Affaire Notre-Dame de Bétharramdossier
Dans la foulée de notre enquête sur un ancien professeur du lycée Saint-Thomas-d’Aquin, à Oullins, plusieurs anciens élèves se sont manifestés auprès du parquet de Lyon. Plusieurs partis de gauche de la région Auvergne-Rhône-Alpes demandent une réaction politique forte.
Devant le lycée Saint-Tomas-d'Aquin, à Oullins (Rhône), le 17 avril 2025. (Bruno Amsellem/Libération)
publié le 29 avril 2025 à 14h55

«En lisant les témoignages, j’ai pris une claque.» Philippe Monnet, ancien élève au lycée privé sous contrat Saint-Thomas-d’Aquin situé à Oullins, près de Lyon, pensait «être le seul». Les révélations de Libération, les témoignages de plusieurs élèves concernant les agressions sexuelles qu’ils ont subies par un ancien professeur de français de l’établissement catholique lors de cours particuliers et les récits de ses attouchements en pleine salle de classe lui «explosent donc d’un coup au visage». Ces paroles lui font dire qu’il était loin d’être un «cas unique», «isolé».

Philippe Monet se rappelle ainsi avec une «impression de gêne immense» ces cours de français dispensés par Noël V. lorsqu’il était en classe de seconde, en 1985. L’ancien lycéen, aujourd’hui âgé de 56 ans, explique pourtant n’avoir jamais alerté personne des mains du professeur caressant ses épaules et son torse, de ses doigts «qui [lui] pinçait la peau et les tétons» pendant les cours. «Je ressentais un malaise qui allait jusqu’à me tétaniser.»

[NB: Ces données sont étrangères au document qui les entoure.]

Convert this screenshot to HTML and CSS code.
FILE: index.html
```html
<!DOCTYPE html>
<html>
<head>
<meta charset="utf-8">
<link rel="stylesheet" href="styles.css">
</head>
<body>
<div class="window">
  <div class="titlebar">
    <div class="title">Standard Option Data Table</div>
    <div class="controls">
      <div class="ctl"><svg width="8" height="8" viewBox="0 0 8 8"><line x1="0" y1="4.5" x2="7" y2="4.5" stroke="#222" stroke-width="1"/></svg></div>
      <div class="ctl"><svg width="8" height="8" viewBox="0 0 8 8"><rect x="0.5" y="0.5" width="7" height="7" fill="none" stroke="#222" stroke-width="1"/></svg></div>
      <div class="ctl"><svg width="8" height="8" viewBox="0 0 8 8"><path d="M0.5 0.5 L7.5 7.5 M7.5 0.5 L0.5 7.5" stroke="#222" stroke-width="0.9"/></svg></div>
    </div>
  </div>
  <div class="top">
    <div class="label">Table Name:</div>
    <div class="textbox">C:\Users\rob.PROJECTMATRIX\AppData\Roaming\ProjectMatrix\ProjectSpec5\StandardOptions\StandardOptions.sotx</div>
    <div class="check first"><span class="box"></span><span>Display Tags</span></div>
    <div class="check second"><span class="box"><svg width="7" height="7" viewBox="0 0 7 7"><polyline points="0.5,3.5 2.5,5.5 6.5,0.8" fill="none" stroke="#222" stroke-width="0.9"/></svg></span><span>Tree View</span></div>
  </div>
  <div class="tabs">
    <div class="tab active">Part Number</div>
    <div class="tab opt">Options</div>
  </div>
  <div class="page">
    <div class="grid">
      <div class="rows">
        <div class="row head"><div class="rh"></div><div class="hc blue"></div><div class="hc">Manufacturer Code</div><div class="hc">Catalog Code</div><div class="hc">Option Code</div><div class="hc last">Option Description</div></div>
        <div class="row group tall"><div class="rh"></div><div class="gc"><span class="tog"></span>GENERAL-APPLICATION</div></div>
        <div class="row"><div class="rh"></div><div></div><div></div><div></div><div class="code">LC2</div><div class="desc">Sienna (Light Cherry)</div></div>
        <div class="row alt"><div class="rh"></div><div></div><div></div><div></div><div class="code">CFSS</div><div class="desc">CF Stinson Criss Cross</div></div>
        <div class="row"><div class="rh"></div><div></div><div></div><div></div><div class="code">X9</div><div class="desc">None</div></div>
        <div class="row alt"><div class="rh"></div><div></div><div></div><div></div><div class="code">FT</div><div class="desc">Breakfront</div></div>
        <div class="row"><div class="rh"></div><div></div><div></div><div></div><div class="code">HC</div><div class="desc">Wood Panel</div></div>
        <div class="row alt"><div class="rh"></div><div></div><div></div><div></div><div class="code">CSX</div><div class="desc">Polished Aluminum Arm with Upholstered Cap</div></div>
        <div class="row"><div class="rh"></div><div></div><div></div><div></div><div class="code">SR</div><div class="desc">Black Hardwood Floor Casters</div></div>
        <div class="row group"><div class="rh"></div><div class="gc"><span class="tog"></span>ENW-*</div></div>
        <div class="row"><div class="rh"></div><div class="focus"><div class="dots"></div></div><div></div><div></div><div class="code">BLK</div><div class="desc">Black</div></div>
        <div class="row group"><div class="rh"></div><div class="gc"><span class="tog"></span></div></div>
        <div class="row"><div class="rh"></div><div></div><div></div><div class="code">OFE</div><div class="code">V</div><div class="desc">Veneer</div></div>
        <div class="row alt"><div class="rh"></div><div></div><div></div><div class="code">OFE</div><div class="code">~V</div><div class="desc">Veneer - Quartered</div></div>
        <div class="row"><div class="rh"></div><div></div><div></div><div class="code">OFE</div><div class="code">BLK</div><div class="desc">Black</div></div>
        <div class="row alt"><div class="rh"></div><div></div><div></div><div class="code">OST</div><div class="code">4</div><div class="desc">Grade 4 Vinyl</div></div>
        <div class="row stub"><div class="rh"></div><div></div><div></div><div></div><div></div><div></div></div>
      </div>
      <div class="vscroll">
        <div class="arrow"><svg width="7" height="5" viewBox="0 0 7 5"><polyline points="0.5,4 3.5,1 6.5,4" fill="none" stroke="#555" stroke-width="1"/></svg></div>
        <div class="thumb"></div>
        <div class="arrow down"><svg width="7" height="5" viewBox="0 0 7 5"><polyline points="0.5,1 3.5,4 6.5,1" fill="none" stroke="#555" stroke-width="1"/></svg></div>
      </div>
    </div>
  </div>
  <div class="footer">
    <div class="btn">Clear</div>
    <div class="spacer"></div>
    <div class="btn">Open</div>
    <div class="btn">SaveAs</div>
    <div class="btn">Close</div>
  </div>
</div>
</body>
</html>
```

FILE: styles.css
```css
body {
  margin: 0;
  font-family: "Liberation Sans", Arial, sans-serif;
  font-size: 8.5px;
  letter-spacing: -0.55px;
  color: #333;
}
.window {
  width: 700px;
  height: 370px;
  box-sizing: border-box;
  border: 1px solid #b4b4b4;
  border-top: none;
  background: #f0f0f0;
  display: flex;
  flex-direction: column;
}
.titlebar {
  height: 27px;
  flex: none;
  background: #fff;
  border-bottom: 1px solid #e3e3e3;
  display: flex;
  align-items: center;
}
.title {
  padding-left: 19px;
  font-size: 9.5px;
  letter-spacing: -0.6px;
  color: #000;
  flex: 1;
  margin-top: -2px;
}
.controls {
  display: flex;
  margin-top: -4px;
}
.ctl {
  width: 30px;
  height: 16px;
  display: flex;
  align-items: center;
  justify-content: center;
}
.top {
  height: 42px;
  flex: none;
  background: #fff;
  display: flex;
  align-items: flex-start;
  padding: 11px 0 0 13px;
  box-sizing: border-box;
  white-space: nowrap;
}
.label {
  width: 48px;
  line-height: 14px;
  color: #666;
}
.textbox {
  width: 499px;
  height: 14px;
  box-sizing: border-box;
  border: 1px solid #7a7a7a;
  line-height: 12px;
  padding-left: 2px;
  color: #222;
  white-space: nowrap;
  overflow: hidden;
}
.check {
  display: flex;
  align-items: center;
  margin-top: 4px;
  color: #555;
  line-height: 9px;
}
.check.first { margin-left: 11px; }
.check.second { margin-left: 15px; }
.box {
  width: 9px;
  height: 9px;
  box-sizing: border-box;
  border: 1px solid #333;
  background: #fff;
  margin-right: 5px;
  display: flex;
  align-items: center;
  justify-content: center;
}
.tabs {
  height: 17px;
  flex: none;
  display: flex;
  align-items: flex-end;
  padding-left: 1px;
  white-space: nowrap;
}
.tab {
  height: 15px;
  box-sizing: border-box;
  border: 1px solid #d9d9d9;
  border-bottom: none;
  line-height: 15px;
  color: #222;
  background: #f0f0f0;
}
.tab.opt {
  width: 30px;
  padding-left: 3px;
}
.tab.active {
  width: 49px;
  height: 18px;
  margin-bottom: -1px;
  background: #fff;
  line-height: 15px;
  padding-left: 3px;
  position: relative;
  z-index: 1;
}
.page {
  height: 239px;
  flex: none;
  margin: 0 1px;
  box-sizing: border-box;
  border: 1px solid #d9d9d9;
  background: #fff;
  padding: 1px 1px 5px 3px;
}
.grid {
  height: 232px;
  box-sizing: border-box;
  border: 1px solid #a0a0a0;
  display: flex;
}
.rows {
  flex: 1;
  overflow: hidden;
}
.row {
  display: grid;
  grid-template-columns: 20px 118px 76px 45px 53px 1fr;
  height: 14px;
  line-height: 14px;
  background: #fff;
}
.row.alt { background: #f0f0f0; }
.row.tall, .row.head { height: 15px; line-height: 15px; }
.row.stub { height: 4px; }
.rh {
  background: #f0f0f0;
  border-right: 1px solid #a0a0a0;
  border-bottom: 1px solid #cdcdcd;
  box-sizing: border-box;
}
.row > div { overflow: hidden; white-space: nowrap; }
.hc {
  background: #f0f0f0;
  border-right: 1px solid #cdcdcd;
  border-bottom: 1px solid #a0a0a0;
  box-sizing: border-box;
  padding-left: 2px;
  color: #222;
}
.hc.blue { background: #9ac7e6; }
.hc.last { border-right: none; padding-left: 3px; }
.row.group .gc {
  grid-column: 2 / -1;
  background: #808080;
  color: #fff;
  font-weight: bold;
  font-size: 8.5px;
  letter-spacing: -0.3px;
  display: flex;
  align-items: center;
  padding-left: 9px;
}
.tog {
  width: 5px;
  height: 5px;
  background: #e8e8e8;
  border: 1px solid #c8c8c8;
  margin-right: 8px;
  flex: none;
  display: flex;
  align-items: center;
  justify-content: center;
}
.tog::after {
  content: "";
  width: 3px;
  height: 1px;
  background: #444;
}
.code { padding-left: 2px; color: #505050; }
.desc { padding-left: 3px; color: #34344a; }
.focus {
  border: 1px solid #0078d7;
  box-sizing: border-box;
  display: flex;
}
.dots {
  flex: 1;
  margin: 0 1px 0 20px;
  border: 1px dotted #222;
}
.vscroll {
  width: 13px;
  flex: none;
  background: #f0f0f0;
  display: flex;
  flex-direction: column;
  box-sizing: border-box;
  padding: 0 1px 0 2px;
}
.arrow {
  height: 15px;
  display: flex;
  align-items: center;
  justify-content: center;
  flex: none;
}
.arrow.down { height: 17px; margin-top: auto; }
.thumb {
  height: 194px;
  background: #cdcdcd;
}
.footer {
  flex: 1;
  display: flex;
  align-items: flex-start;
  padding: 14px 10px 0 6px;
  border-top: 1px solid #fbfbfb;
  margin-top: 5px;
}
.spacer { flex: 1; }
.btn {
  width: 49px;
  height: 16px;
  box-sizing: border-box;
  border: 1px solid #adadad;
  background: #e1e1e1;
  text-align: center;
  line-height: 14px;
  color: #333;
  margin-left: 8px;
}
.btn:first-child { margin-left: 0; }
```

Près de quarante ans après les faits, l’ancien «thomiste» se dit «ébranlé» de constater qu’après son passage en seconde, Noël V. a «continué d’agir de la même façon, et est même monté en puissance». Ce n’est qu’en 2001, après un signalement à la suite de plaintes de quatre élèves, que le professeur est mis en retrait. Il meurt l’année suivante. En apprenant que le parquet de Lyon a ouvert une enquête «des chefs d’agression sexuelle sur mineur et de viol sur mineur» concernant ce professeur, Philippe Monet décide le 20 avril de faire parvenir son signalement auprès du procureur.

«Il a essayé de me pénétrer»

Comme lui, plusieurs anciens thomistes ont décidé de porter plainte dans la foulée du témoignage d’Arnaud Bacconnier, qui a décidé de lever son anonymat, le premier à briser l’omerta autour du professeur. Libération a pu en recenser six, à ajouter aux quatre signalements déjà effectués. Sollicité, le parquet de Lyon n’a pas donné suite à nos questions concernant le déroulé de l’enquête.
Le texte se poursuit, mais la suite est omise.